Si en 2007 Nicolas Sarkozy pouvait se targuer d’incarner la nouveauté et la rupture, il lui sera ardu de jouer le même refrain après cinq ans au pouvoir. Confronté à un chômage en progression – 600 000 demandeurs d’emploi depuis son élection –, à la hausse de la délinquance et à une impopularité record [2], le président français devra à la fois compter avec une opposition socialiste renforcée, et bien décidée à endosser le rôle du renouveau politique, et avec une formation d’extrê­me droite qu’il a lui-même contribuée à revigorer.
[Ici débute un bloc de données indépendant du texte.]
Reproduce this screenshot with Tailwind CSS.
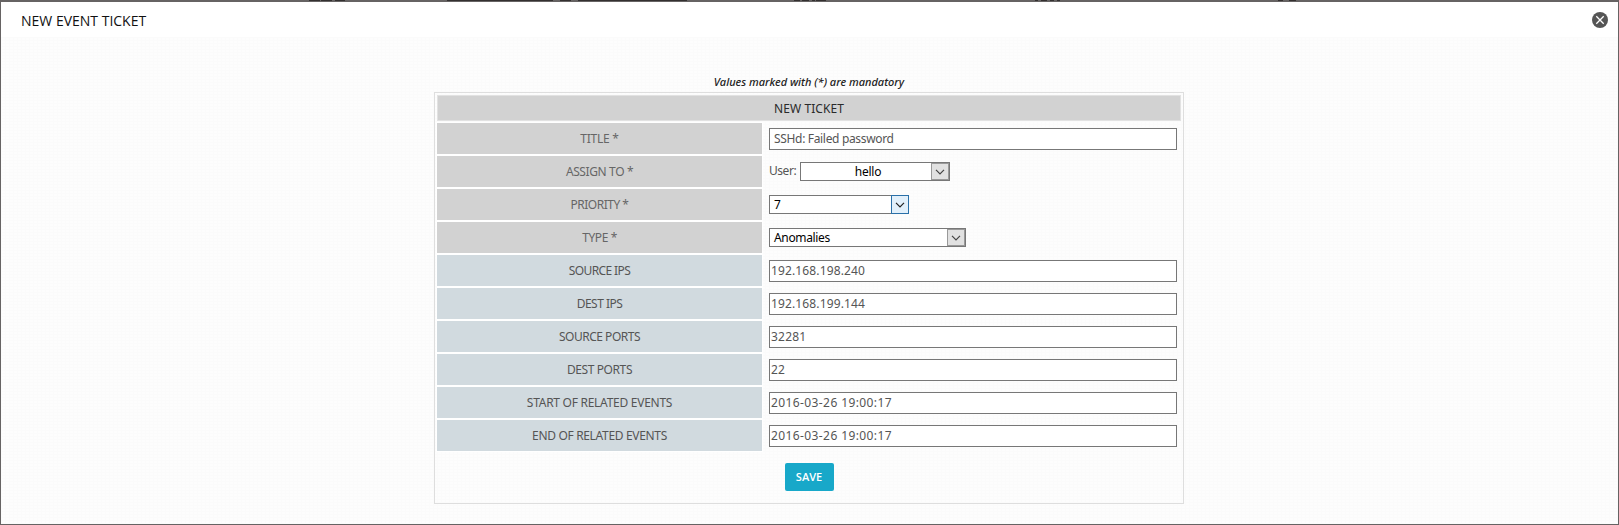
<!DOCTYPE html>
<html lang="en">
<head>
<meta charset="utf-8">
<title>New Event Ticket</title>
<script src="https://cdn.jsdelivr.net/npm/@tailwindcss/browser@4"></script>
</head>
<body class="h-[525px] w-[1619px] overflow-hidden bg-[#666363] font-['Noto_Sans','Open_Sans',sans-serif] text-[12px] text-[#555]">
<div class="flex h-full flex-col">
  <!-- page strip behind the dialog -->
  <div class="flex h-[2px] items-start *:h-px *:bg-[#333030]">
    <i class="ml-[309px] w-[11px]"></i><i class="ml-px w-[11px]"></i><i class="ml-[3px] w-[10px]"></i>
    <i class="ml-[102px] w-[106px]"></i><i class="ml-[7px] w-[11px]"></i><i class="ml-[7px] w-[109px]"></i>
    <i class="ml-[107px] w-[6px]"></i><i class="ml-[2px] w-[7px]"></i><i class="ml-[3px] w-[3px]"></i><i class="ml-px w-[10px]"></i>
    <i class="ml-[209px] w-[3px]"></i><i class="ml-[3px] w-[6px]"></i><i class="ml-[3px] w-[4px]"></i><i class="ml-[3px] w-[3px]"></i>
    <i class="ml-[218px] w-[5px]"></i><i class="ml-[6px] w-[7px]"></i>
  </div>
  <div class="mx-px mb-px flex flex-1 flex-col bg-[#fcfcfc]">
    <header class="flex h-[35px] items-center justify-between bg-white pr-[10px] pl-[20px]">
      <h1 class="pt-[2px] font-['Open_Sans',sans-serif] text-[14px] leading-[20px] text-[#111]">NEW EVENT TICKET</h1>
      <button aria-label="Close" class="mt-px"><svg class="block" width="16" height="16" viewBox="0 0 16 16"><circle cx="8" cy="8" r="8" fill="#555"/><path d="M4.3 4.3l7.4 7.4M11.7 4.3l-7.4 7.4" stroke="#fff" stroke-width="1.3"/></svg></button>
    </header>
    <main class="flex flex-1 flex-col items-center bg-[repeating-linear-gradient(90deg,#fbfbfb_0_1px,transparent_1px_4px),repeating-linear-gradient(0deg,#fbfbfb_0_1px,#fdfdfd_1px_3px)] pr-px">
      <p class="mt-[37px] mb-[2px] h-[16px] text-[11px] leading-[16px] font-medium italic text-[#222]">Values marked with (*) are mandatory</p>
      <form class="flex h-[412px] w-[750px] flex-col border border-[#dedede] px-[2px] pt-[2px]">
        <h2 class="flex h-[26px] items-center justify-center border border-[#e2e2e2] bg-[#d2d2d2] pt-px text-[12px] tracking-[0.1px] text-[#2a2a2a]">NEW TICKET</h2>
        <div class="grid grid-cols-[325px_408px] gap-x-[7px] gap-y-[2px] pt-[2px]">
          <label class="flex h-[31px] items-center justify-center bg-[#d2d2d2] tracking-[-0.25px] text-[#666] shadow-[0_0_0_1px_#fff]">TITLE *</label>
          <div class="mt-[5px] flex h-[22px] items-center border border-[#777] bg-white pl-[4px] tracking-[-0.33px]">SSHd: Failed password</div>

          <label class="flex h-[31px] items-center justify-center bg-[#d2d2d2] tracking-[-0.38px] text-[#666] shadow-[0_0_0_1px_#fff]">ASSIGN TO *</label>
          <div class="flex pt-[6px]"><span class="w-[31px] leading-[17px] tracking-[-0.45px]">User:</span>
            <div class="flex h-[19px] w-[150px] border border-[#777] bg-white text-black"><span class="flex-1 pl-[4px] text-center leading-[18px] tracking-[-0.2px]">hello</span><span class="flex w-[18px] items-center justify-center border border-[#999] bg-[#e1e1e1]"><svg width="10" height="6" viewBox="0 0 10 6" fill="none" stroke="#444" stroke-width="1.2"><path d="M1 .8l4 4 4-4"/></svg></span></div></div>

          <label class="flex h-[31px] items-center justify-center bg-[#d2d2d2] tracking-[-0.5px] text-[#666] shadow-[0_0_0_1px_#fff]">PRIORITY *</label>
          <div class="pt-[6px]"><div class="flex h-[19px] w-[140px] border border-[#777] bg-white text-black"><span class="flex-1 pl-[4px] leading-[18px]">7</span><span class="-my-px -mr-px flex w-[18px] items-center justify-center border border-[#2a70a8] bg-[#e2f0fb]"><svg width="10" height="6" viewBox="0 0 10 6" fill="none" stroke="#222" stroke-width="1.2"><path d="M1 .8l4 4 4-4"/></svg></span></div></div>

          <label class="flex h-[31px] items-center justify-center bg-[#d2d2d2] tracking-[-0.4px] text-[#666] shadow-[0_0_0_1px_#fff]">TYPE *</label>
          <div class="pt-[6px]"><div class="flex h-[19px] w-[197px] border border-[#777] bg-white text-black"><span class="flex-1 pl-[4px] leading-[18px] tracking-[-0.35px]">Anomalies</span><span class="flex w-[18px] items-center justify-center border border-[#999] bg-[#e1e1e1]"><svg width="10" height="6" viewBox="0 0 10 6" fill="none" stroke="#444" stroke-width="1.2"><path d="M1 .8l4 4 4-4"/></svg></span></div></div>

          <label class="flex h-[31px] items-center justify-center bg-[#d1dadf] tracking-[-0.6px] shadow-[0_0_0_1px_#fff]">SOURCE IPS</label>
          <div class="mt-[5px] flex h-[22px] items-center border border-[#777] bg-white pl-px tracking-[0.13px]">192.168.198.240</div>
          <label class="flex h-[31px] items-center justify-center bg-[#d1dadf] tracking-[-0.5px] shadow-[0_0_0_1px_#fff]">DEST IPS</label>
          <div class="mt-[5px] flex h-[22px] items-center border border-[#777] bg-white pl-px tracking-[0.13px]">192.168.199.144</div>
          <label class="flex h-[31px] items-center justify-center bg-[#d1dadf] tracking-[-0.48px] shadow-[0_0_0_1px_#fff]">SOURCE PORTS</label>
          <div class="mt-[5px] flex h-[22px] items-center border border-[#777] bg-white pl-px tracking-[0.2px]">32281</div>
          <label class="flex h-[31px] items-center justify-center bg-[#d1dadf] tracking-[-0.4px] shadow-[0_0_0_1px_#fff]">DEST PORTS</label>
          <div class="mt-[5px] flex h-[22px] items-center border border-[#777] bg-white pl-px tracking-[0.2px]">22</div>
          <label class="flex h-[31px] items-center justify-center bg-[#d1dadf] tracking-[-0.27px] shadow-[0_0_0_1px_#fff]">START OF RELATED EVENTS</label>
          <div class="mt-[5px] flex h-[22px] items-center border border-[#777] bg-white pl-px tracking-[0.4px]">2016-03-26 19:00:17</div>
          <label class="flex h-[31px] items-center justify-center bg-[#d1dadf] tracking-[-0.33px] shadow-[0_0_0_1px_#fff]">END OF RELATED EVENTS</label>
          <div class="mt-[5px] flex h-[22px] items-center border border-[#777] bg-white pl-px tracking-[0.4px]">2016-03-26 19:00:17</div>
        </div>
        <button type="button" class="mt-[12px] h-[28px] w-[49px] self-center rounded-[2px] bg-[#18a8c9] font-['Open_Sans',sans-serif] text-[11px] font-semibold text-white">SAVE</button>
      </form>
    </main>
  </div>
</div>
</body>
</html>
Débarrassé des ministres en désaccord avec sa politique sécuritaire lors d’un remaniement gouvernemental en novembre, Nicolas Sarkozy a choisi d’orienter la fin de son mandat vers des « thèmes de droite », comme l’insécurité et l’immi­gration, quitte à effacer la frontière entre le Front national et la droite classique. Une stratégie qu’il espère payante en 2012. Mais les Français seront-ils une nouvelle fois dupes ? Rien n’est moins sûr.


[1« Gens du voyage » originaires des pays de l’Europe de l’Est et notamment de Roumanie. Difficilement chiffrable, on estime entre 500 000 et 1 300 000 le nombre de Roms installés en France et entre 7 et 9 millions dans l’Union européenne, selon l’European Roma Rights Center.

[2Le président français recueille 32 % d’opinions favorables selon un sondage IFOP effectué du 10 au 19 novembre 2010.